We use the symbolism of our crest and motto to remind us of the origins of our school and our relationship with the local community in which we live and work.
The cross represents the life of Jesus and the new life he shares with us today. Jesus is the guiding light for the way we live.
The hills represent the Darling Ranges that surround the school. The brown is the bauxite areas that are mined and also a symbol of the brown habit once worn by the Josephite Sisters who started the school in 1930. The river represents the Murray River that is part of the area and an essential local waterway. In our Christian faith it is also a symbol of life living with Jesus.
The Motto - Faith and Trust
Together we are developing our faith and trust in God. We are learning to share this with one another.

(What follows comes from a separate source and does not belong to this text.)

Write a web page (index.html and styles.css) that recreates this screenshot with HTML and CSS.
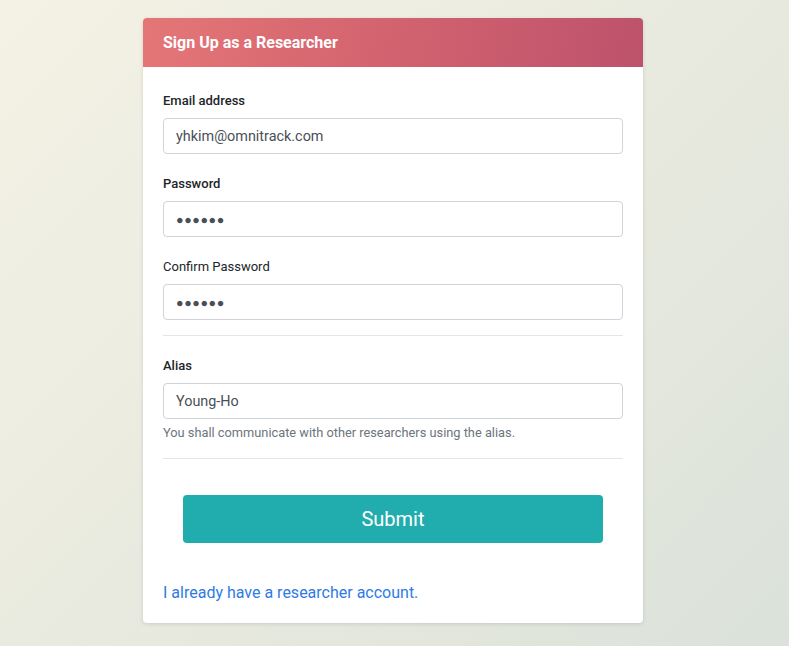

History of Saint Joseph’s School
The Sisters of Saint Joseph started a boarding and day school in Jarrahdale in 1925 but as the timber mill at Jarrahdale closed in 1929 the Sisters followed the camps of the railway workers and road makers to Pinjarra.
On the 24th April 1930, Father John Lunch transported Sister Anthony Little, Sister Gerarda Gallagher, Sister Florentine Byrne, Emma the cook and Fluff the dog, in his car to Pinjarra. Each of the sisters “nursed” a statue; Our Lady, the Sacred Heart and St Joseph.
On 28th April 1930, the Sisters opened a school in the building now used as the Anglican Hall in Canon Avenue. In 1932, the school was moved to the Sisters’ cottage in James Street.
In 1934 the school moved to its present day position after Mrs Perret (a friend of the Sisters) bought land in Camp Road and donated it to the Sisters.
In 1935 the Sisters held the first Bushie School in Pinjarra, which is where children from outlying areas were brought in and prepared for the Sacraments.
In 1954, a three-roomed brick and tile school was erected and officially opened by Archbishop Prendiville and Father Rupert Kelly, who was the parish priest at the time.
At the close of school in 1967 the Post Primary grades were discontinued but a day school for Years 1-7 was staffed solely by the Sisters until October of 1968 when Mrs Dalton became the first lay teacher (not belonging to a religious order, ie; sister, brother or priest) at the school.
1998 saw the last of the teaching Sisters of Saint Joseph, Sister Maree Ridler, leave our school and in 1999, Shaun O’Neill was the first Lay Principal. In recent years we have not had a Parish Priest, but were lucky to have Sr Maureen as our Parish Administrator. We are very fortunate to now have a parish priest.
Over the years, the school has continued to grow and now 234 students attend St Joseph’s School from 3 Year Olds to Year Six.